Exercise brief: Which lines hold the word "components"? Show each of them.

Records to process:
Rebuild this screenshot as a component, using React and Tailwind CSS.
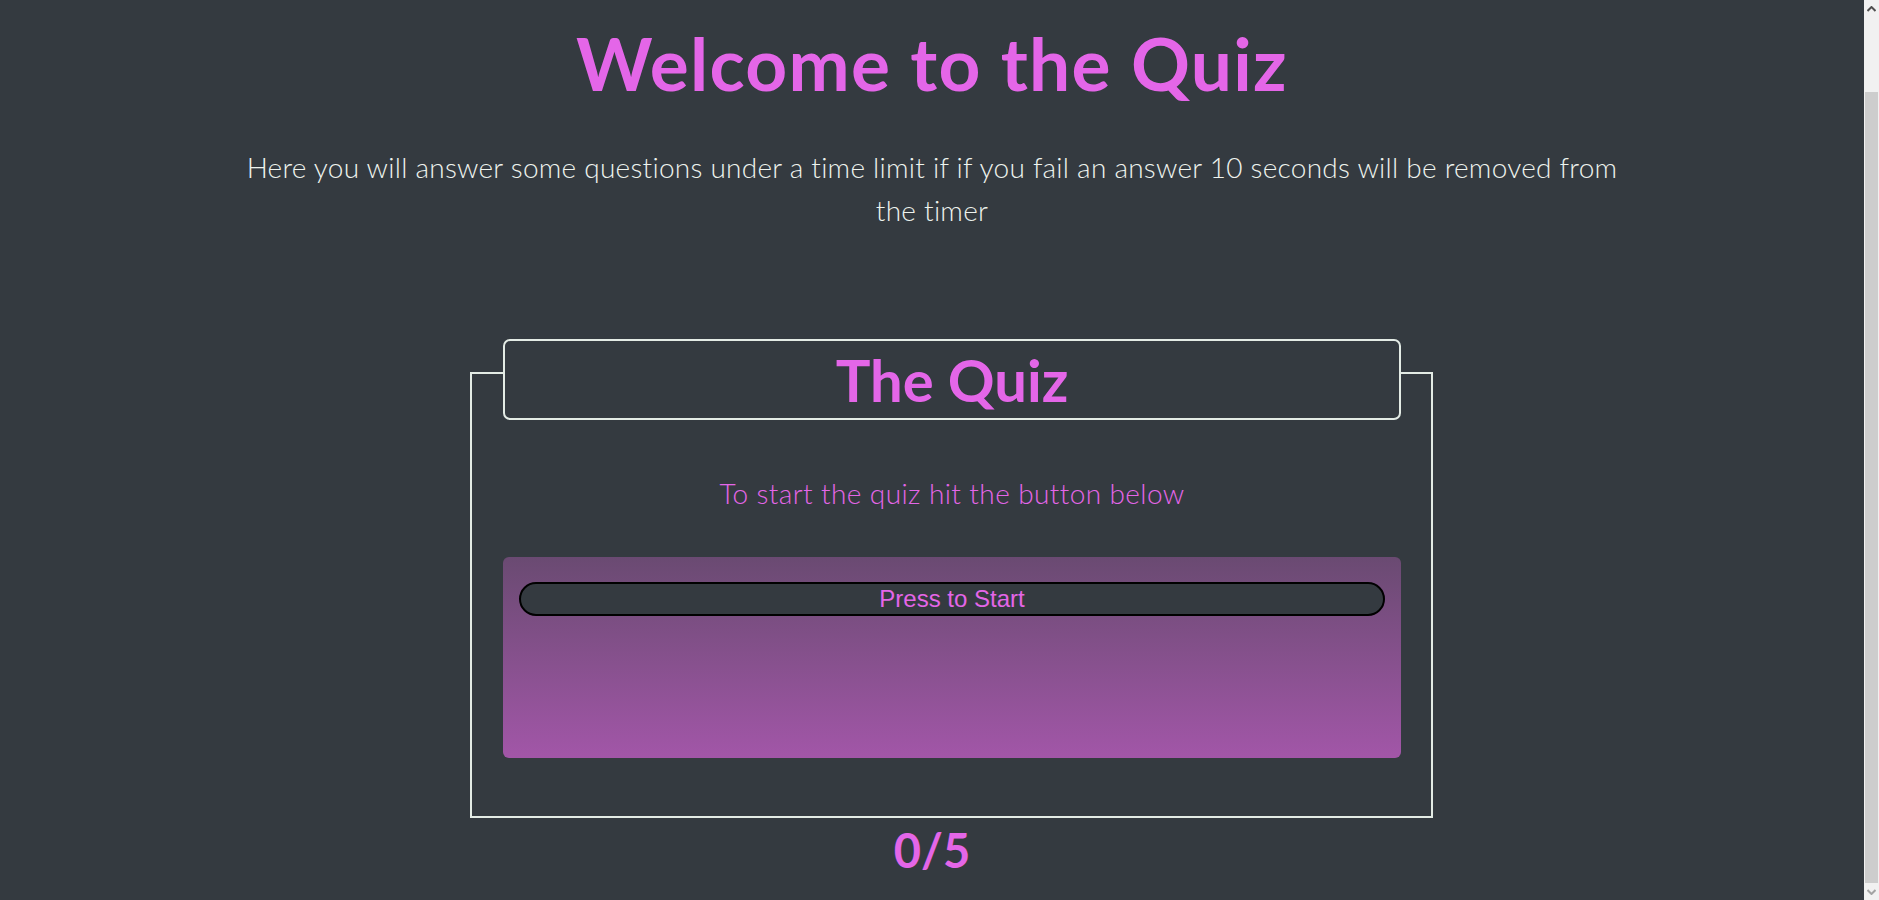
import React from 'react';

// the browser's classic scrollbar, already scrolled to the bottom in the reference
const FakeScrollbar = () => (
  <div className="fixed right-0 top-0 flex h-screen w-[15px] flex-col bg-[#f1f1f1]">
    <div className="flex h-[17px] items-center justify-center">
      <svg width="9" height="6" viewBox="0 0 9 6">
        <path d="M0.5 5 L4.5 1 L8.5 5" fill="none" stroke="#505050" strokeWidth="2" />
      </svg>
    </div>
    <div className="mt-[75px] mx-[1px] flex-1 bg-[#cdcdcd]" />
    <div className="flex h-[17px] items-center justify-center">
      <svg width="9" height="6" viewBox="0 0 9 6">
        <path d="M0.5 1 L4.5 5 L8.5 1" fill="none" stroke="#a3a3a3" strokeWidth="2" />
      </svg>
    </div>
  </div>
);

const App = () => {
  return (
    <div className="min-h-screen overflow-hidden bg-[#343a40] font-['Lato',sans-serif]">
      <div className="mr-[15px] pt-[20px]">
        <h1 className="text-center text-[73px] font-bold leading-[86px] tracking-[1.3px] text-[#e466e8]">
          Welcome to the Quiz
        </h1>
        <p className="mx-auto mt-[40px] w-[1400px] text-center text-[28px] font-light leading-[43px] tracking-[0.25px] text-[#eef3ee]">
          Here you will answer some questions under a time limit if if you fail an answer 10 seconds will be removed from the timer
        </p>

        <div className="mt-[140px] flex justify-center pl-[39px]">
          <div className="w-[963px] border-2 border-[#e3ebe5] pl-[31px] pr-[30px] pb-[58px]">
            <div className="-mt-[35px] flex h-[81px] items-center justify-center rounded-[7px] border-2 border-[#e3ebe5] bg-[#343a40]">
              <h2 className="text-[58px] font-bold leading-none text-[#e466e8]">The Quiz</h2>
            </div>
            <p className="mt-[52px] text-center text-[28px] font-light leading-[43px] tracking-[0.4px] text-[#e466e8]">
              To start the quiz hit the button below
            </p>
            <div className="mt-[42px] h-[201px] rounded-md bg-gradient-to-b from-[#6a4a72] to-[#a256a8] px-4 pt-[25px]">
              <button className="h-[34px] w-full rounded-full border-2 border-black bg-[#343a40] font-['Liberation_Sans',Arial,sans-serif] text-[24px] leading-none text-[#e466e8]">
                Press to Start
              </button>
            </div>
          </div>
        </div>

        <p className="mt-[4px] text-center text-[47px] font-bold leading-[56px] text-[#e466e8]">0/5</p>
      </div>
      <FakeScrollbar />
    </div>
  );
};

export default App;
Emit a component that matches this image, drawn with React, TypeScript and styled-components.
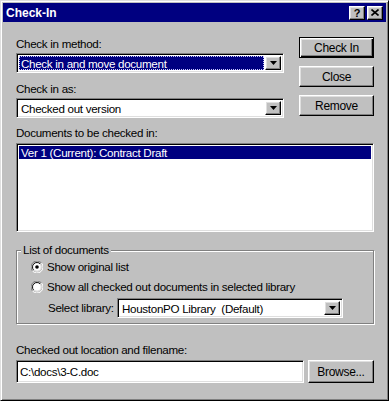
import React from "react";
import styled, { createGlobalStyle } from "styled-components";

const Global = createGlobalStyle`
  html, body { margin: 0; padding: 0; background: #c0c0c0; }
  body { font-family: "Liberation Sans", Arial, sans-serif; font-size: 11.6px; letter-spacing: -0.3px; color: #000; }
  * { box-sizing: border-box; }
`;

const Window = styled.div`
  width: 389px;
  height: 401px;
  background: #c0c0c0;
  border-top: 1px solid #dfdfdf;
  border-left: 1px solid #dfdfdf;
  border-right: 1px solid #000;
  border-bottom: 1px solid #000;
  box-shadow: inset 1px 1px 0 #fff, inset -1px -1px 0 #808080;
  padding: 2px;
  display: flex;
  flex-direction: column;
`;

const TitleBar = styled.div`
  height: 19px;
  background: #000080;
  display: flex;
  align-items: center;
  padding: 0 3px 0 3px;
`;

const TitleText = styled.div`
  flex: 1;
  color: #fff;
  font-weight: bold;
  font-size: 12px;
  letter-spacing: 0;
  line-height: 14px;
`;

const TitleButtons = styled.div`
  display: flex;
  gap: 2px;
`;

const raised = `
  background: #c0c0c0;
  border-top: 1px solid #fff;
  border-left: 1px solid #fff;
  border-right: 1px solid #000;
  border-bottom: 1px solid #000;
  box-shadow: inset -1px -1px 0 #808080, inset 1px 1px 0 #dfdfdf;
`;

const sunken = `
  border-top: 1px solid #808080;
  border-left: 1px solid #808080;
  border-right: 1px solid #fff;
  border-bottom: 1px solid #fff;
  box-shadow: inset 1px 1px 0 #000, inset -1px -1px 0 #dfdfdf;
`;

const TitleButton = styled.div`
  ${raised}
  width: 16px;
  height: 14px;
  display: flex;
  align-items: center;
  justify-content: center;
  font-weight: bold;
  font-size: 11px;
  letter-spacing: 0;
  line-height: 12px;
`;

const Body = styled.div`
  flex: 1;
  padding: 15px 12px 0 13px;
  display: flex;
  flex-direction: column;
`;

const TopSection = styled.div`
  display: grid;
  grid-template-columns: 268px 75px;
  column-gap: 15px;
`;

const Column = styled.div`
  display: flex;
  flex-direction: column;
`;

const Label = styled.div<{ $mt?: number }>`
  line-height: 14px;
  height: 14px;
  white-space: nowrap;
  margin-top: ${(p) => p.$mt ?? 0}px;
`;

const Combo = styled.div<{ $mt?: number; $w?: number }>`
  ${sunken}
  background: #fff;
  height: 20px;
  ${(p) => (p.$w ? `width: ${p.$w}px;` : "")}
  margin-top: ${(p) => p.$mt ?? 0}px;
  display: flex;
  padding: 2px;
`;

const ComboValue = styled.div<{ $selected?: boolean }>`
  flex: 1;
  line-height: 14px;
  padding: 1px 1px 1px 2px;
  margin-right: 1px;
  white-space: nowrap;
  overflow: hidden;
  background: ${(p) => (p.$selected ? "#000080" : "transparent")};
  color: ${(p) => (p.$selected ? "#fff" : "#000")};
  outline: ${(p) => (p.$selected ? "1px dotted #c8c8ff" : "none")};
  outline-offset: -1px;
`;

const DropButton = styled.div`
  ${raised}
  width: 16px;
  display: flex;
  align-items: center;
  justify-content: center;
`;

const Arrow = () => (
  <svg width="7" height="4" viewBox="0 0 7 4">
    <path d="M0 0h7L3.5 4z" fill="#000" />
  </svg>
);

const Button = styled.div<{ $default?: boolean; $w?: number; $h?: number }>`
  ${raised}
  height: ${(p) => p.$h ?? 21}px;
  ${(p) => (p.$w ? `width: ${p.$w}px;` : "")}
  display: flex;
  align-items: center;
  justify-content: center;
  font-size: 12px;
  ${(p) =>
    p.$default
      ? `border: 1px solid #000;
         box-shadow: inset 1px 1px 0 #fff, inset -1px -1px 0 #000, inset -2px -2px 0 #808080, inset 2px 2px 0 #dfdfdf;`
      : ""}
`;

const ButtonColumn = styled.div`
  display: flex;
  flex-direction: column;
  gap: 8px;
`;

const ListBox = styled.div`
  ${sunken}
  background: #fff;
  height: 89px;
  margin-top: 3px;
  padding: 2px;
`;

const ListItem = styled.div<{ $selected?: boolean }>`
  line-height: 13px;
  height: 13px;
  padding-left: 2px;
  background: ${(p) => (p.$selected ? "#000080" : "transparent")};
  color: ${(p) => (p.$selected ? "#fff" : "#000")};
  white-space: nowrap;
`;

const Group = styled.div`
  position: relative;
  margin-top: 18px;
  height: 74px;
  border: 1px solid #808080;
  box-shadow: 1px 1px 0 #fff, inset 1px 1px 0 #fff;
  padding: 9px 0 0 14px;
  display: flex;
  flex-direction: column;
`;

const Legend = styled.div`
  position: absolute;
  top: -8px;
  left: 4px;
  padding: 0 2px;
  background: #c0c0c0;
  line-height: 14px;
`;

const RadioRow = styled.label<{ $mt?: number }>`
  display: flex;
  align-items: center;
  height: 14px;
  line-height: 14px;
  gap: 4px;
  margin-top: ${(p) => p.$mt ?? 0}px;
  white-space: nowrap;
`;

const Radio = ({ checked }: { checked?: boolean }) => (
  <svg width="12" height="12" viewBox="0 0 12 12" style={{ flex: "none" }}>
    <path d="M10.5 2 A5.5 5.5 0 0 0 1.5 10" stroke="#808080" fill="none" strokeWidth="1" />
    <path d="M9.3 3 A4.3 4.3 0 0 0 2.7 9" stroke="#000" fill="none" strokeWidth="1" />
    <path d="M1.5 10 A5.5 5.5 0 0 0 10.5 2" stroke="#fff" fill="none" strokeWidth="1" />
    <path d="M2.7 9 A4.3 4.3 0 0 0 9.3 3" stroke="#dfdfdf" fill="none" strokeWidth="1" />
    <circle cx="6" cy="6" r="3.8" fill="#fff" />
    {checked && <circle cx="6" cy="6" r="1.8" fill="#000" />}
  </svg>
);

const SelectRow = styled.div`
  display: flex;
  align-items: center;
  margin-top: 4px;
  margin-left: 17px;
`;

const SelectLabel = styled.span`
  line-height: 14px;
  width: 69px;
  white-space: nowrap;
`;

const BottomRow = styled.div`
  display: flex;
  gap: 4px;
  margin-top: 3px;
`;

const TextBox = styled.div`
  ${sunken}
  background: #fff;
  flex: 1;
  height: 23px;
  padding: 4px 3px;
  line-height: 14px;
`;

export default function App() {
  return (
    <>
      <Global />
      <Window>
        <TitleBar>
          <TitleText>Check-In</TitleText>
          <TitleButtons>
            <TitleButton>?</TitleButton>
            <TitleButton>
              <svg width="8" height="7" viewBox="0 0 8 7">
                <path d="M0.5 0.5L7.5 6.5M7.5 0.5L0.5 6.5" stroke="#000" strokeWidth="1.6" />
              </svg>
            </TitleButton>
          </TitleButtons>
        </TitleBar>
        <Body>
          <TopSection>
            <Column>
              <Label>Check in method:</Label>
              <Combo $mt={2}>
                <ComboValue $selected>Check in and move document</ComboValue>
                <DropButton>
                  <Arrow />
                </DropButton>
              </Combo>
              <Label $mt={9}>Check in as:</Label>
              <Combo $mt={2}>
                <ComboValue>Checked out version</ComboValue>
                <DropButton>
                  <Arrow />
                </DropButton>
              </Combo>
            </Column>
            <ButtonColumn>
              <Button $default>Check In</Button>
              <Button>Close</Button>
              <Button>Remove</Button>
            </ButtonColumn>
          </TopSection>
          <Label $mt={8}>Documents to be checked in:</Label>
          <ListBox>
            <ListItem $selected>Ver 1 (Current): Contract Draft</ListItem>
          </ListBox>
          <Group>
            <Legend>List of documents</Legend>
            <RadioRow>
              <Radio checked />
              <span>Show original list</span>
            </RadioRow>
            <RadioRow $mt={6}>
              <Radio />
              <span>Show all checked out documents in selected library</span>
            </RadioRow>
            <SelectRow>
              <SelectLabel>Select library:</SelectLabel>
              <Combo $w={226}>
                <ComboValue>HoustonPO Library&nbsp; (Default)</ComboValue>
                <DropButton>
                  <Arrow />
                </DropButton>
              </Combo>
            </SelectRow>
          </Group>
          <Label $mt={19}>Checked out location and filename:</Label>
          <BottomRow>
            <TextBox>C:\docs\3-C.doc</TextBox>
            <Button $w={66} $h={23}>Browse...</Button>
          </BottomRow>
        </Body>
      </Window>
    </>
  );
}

Output for this task:
Emit a component that matches this image, drawn with React, TypeScript and styled-components.
import styled, { createGlobalStyle } from "styled-components";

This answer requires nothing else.